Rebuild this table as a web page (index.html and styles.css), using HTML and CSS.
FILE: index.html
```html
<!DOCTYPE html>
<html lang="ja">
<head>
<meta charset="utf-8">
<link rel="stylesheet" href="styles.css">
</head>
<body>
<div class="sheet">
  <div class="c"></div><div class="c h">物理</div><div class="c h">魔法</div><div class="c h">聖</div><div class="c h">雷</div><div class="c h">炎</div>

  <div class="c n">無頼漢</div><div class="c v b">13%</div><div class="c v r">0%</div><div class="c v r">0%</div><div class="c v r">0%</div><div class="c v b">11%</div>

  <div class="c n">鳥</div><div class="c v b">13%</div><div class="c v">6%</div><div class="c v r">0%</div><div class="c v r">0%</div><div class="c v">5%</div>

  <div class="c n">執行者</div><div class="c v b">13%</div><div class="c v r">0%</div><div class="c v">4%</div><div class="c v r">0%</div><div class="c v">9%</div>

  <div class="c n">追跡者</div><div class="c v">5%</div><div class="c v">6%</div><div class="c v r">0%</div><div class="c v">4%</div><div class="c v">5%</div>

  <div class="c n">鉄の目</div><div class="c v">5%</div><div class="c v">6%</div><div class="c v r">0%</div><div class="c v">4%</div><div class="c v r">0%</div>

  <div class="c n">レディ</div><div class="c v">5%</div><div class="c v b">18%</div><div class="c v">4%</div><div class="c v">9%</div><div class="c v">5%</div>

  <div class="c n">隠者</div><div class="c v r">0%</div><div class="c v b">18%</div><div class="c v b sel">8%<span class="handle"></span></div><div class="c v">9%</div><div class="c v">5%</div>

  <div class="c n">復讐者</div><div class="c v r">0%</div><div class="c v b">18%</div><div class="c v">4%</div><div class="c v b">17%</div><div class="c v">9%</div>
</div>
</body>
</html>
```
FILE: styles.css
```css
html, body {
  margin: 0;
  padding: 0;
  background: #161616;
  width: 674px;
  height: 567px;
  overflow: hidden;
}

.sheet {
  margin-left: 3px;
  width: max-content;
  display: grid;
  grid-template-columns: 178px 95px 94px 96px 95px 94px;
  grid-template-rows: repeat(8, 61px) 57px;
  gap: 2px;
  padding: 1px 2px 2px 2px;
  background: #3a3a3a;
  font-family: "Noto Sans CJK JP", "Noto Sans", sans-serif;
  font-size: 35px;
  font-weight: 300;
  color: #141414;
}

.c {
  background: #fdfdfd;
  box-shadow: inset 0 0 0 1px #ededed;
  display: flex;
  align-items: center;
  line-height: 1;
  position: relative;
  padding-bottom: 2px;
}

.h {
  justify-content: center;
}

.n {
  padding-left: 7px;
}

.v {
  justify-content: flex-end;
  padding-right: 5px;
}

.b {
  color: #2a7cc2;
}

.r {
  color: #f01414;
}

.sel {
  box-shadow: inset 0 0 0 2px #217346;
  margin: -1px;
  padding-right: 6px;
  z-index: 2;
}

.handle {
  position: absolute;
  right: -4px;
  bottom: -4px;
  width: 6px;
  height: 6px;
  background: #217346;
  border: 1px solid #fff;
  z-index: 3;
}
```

━━━━━━━━━━━━━━━━

SET PROBLEM: Every line of the material must be returned exactly as it appears.

COMPLETED TASK:
Rebuild this table as a web page (index.html and styles.css), using HTML and CSS.
FILE: index.html
```html
<!DOCTYPE html>
<html lang="ja">
<head>
<meta charset="utf-8">
<link rel="stylesheet" href="styles.css">
</head>
<body>
<div class="sheet">
  <div class="c"></div><div class="c h">物理</div><div class="c h">魔法</div><div class="c h">聖</div><div class="c h">雷</div><div class="c h">炎</div>

  <div class="c n">無頼漢</div><div class="c v b">13%</div><div class="c v r">0%</div><div class="c v r">0%</div><div class="c v r">0%</div><div class="c v b">11%</div>

  <div class="c n">鳥</div><div class="c v b">13%</div><div class="c v">6%</div><div class="c v r">0%</div><div class="c v r">0%</div><div class="c v">5%</div>

  <div class="c n">執行者</div><div class="c v b">13%</div><div class="c v r">0%</div><div class="c v">4%</div><div class="c v r">0%</div><div class="c v">9%</div>

  <div class="c n">追跡者</div><div class="c v">5%</div><div class="c v">6%</div><div class="c v r">0%</div><div class="c v">4%</div><div class="c v">5%</div>

  <div class="c n">鉄の目</div><div class="c v">5%</div><div class="c v">6%</div><div class="c v r">0%</div><div class="c v">4%</div><div class="c v r">0%</div>

  <div class="c n">レディ</div><div class="c v">5%</div><div class="c v b">18%</div><div class="c v">4%</div><div class="c v">9%</div><div class="c v">5%</div>

  <div class="c n">隠者</div><div class="c v r">0%</div><div class="c v b">18%</div><div class="c v b sel">8%<span class="handle"></span></div><div class="c v">9%</div><div class="c v">5%</div>

  <div class="c n">復讐者</div><div class="c v r">0%</div><div class="c v b">18%</div><div class="c v">4%</div><div class="c v b">17%</div><div class="c v">9%</div>
</div>
</body>
</html>
```
FILE: styles.css
```css
html, body {
  margin: 0;
  padding: 0;
  background: #161616;
  width: 674px;
  height: 567px;
  overflow: hidden;
}

.sheet {
  margin-left: 3px;
  width: max-content;
  display: grid;
  grid-template-columns: 178px 95px 94px 96px 95px 94px;
  grid-template-rows: repeat(8, 61px) 57px;
  gap: 2px;
  padding: 1px 2px 2px 2px;
  background: #3a3a3a;
  font-family: "Noto Sans CJK JP", "Noto Sans", sans-serif;
  font-size: 35px;
  font-weight: 300;
  color: #141414;
}

.c {
  background: #fdfdfd;
  box-shadow: inset 0 0 0 1px #ededed;
  display: flex;
  align-items: center;
  line-height: 1;
  position: relative;
  padding-bottom: 2px;
}

.h {
  justify-content: center;
}

.n {
  padding-left: 7px;
}

.v {
  justify-content: flex-end;
  padding-right: 5px;
}

.b {
  color: #2a7cc2;
}

.r {
  color: #f01414;
}

.sel {
  box-shadow: inset 0 0 0 2px #217346;
  margin: -1px;
  padding-right: 6px;
  z-index: 2;
}

.handle {
  position: absolute;
  right: -4px;
  bottom: -4px;
  width: 6px;
  height: 6px;
  background: #217346;
  border: 1px solid #fff;
  z-index: 3;
}
```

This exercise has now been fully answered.